▶ **Interface markup and scripts**:

•••

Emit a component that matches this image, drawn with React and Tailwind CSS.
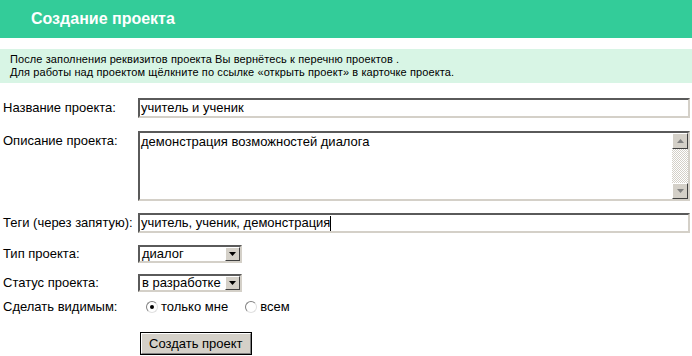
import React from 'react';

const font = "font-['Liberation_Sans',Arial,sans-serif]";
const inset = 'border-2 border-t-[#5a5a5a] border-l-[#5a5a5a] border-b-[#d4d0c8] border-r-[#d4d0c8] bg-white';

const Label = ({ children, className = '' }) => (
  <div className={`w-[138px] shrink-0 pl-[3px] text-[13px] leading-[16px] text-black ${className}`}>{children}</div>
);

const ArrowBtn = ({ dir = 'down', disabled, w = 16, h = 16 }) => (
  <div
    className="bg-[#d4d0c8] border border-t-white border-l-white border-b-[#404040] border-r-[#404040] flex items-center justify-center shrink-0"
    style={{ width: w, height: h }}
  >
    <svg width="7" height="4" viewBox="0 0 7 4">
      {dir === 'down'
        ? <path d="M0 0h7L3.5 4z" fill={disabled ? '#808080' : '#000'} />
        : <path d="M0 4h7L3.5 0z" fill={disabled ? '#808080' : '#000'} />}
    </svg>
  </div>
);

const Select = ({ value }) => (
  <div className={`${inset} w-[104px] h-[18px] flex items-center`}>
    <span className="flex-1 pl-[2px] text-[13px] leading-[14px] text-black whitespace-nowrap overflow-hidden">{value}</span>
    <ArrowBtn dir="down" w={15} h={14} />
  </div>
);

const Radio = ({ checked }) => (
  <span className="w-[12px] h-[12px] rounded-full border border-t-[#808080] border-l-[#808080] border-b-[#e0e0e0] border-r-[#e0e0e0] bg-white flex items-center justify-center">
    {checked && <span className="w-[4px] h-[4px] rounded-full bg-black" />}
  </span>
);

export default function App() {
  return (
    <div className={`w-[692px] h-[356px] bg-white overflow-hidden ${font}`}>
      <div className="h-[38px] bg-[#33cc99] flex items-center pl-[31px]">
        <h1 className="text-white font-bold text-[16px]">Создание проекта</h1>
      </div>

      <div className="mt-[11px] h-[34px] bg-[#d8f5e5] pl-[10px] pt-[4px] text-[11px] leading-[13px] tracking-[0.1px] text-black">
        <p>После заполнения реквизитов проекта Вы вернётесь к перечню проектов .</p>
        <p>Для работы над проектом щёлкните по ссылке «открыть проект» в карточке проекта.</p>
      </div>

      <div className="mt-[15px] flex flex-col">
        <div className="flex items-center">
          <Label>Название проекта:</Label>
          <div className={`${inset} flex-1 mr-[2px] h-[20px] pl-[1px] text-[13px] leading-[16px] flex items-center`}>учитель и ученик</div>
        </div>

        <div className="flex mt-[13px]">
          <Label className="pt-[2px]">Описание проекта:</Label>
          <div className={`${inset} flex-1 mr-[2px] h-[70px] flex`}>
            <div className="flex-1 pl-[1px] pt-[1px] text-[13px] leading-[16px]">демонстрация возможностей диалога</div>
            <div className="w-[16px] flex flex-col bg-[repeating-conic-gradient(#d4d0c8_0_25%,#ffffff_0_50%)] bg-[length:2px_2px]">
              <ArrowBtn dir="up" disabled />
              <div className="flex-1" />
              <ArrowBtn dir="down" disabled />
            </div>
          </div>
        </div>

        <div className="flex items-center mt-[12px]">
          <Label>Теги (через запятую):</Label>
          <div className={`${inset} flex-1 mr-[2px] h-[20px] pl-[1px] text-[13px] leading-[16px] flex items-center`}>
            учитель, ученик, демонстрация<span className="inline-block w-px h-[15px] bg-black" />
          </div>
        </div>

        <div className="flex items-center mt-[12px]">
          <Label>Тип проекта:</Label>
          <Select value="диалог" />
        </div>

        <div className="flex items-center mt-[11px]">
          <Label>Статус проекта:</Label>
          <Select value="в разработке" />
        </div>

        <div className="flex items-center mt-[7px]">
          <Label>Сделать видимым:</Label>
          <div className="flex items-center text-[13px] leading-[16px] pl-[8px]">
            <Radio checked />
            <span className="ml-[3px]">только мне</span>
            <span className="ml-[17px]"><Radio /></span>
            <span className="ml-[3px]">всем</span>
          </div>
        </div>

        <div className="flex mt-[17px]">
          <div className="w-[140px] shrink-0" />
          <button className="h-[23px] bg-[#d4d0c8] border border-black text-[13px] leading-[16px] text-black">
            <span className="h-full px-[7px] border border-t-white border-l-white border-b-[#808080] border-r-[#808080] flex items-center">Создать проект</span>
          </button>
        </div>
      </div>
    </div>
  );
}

•••

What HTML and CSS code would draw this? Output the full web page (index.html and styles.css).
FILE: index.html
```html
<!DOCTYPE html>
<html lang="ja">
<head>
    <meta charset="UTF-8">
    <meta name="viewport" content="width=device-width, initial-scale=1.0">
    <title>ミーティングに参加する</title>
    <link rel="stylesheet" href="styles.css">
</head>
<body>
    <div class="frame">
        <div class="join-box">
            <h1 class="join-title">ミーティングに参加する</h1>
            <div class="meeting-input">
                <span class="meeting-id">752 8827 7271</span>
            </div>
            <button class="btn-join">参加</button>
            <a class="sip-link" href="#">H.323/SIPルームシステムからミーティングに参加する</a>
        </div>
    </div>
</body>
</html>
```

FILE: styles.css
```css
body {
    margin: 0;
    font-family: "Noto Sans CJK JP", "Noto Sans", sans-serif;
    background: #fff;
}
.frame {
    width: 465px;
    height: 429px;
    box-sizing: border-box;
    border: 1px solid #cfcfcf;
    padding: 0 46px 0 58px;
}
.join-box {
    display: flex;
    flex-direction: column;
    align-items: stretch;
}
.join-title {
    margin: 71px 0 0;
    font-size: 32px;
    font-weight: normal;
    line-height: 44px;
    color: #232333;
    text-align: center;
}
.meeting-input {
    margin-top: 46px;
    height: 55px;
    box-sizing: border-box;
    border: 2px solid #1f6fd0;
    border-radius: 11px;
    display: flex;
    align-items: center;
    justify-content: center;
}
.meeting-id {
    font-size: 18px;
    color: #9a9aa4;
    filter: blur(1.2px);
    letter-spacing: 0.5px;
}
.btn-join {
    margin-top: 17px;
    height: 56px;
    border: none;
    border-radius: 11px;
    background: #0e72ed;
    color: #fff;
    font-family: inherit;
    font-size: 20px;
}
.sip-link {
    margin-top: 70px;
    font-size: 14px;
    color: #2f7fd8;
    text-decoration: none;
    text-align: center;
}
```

•••

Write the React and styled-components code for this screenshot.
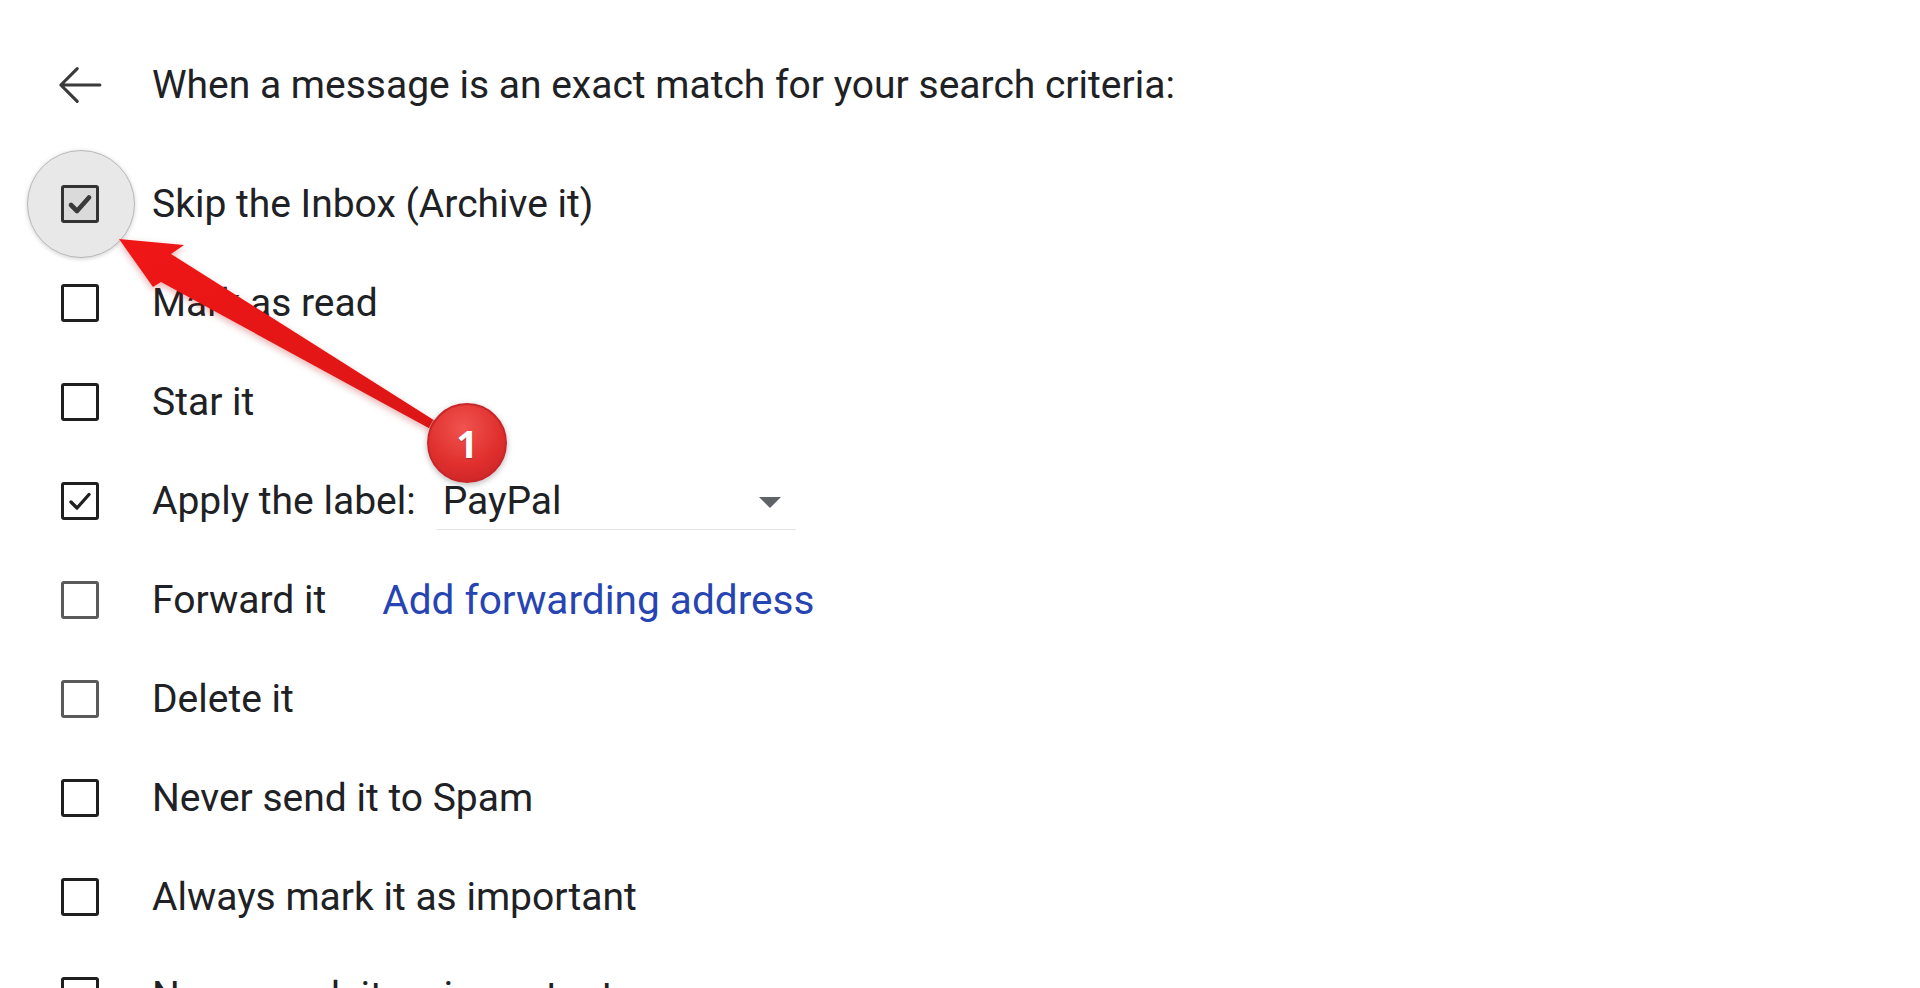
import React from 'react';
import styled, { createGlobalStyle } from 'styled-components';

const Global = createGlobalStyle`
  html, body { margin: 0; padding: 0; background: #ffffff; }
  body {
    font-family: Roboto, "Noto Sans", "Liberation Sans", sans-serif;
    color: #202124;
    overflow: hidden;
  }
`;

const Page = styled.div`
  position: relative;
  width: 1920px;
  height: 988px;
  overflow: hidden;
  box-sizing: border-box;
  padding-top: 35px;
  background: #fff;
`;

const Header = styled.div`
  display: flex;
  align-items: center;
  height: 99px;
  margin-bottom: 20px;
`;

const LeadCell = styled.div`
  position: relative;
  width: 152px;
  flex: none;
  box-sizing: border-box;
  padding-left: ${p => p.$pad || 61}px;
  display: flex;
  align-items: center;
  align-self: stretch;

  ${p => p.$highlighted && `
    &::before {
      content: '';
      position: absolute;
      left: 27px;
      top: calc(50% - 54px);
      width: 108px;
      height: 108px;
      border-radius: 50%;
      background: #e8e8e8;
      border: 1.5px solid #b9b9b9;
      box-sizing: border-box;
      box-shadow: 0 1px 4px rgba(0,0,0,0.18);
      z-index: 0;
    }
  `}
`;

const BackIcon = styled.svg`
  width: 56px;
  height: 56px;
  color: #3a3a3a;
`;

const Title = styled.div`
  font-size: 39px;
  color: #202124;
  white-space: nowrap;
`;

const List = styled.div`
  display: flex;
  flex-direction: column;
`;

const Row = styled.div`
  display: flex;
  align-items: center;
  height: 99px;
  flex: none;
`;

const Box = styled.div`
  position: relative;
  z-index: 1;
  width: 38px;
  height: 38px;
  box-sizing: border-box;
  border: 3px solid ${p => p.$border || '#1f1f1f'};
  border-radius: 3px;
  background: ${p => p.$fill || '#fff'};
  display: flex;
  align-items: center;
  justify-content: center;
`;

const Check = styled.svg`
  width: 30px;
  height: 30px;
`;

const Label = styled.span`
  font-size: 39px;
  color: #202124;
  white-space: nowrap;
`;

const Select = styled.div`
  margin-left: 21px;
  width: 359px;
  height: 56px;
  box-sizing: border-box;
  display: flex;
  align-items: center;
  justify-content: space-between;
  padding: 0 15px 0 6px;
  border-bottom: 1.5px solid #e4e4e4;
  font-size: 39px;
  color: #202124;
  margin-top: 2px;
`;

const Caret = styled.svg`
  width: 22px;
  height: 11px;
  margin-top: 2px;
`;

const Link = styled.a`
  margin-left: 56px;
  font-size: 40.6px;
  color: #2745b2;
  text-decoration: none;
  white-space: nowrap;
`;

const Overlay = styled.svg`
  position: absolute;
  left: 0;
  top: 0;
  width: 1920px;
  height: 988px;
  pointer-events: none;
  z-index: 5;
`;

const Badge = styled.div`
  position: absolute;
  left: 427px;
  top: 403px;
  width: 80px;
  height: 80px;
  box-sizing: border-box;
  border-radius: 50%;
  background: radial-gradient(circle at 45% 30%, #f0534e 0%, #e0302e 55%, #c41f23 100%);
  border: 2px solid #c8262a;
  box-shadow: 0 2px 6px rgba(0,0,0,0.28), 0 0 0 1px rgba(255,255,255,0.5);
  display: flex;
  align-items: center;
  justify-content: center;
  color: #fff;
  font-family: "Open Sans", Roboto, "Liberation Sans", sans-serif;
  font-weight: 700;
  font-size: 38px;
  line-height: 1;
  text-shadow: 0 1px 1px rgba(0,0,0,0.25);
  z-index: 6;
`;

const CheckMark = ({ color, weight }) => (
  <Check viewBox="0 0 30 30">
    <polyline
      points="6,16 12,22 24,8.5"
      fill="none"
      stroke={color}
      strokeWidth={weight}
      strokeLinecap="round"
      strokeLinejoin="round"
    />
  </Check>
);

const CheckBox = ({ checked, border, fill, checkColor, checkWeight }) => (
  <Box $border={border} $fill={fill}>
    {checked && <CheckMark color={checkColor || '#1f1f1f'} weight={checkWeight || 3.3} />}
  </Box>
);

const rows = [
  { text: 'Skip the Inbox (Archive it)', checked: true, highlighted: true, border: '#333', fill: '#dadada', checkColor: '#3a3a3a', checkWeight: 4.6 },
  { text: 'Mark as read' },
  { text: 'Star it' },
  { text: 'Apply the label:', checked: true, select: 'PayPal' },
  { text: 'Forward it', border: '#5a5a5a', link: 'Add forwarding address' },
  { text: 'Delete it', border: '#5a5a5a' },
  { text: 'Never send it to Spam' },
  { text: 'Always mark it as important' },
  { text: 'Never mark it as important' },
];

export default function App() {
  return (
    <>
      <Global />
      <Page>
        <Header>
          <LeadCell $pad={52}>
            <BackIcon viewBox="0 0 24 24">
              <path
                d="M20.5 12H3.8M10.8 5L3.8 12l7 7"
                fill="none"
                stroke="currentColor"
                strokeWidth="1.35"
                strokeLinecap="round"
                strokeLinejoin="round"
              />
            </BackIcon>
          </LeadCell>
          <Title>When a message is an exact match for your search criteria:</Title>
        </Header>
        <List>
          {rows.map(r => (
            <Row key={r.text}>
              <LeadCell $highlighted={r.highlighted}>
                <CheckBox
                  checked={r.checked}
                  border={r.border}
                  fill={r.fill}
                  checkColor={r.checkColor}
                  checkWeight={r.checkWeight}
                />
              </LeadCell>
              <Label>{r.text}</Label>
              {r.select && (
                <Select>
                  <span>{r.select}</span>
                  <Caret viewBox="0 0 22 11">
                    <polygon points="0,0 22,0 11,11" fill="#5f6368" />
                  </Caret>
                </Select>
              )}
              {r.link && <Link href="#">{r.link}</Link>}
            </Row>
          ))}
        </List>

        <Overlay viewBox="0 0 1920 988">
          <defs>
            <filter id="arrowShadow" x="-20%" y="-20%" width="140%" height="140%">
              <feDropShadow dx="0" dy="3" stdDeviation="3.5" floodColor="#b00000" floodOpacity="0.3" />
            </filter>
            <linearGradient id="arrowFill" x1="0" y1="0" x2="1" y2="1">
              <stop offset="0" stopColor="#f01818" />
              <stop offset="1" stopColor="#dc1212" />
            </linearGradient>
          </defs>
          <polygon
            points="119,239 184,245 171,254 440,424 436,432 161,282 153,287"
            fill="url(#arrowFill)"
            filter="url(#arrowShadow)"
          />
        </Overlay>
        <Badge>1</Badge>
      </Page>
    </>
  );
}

•••

▶ **Directions for this task**: Find and copy every line in the entries above where the string "components" occurs.

▶ **Exercise solution**:
Write the React and styled-components code for this screenshot.
import styled, { createGlobalStyle } from 'styled-components';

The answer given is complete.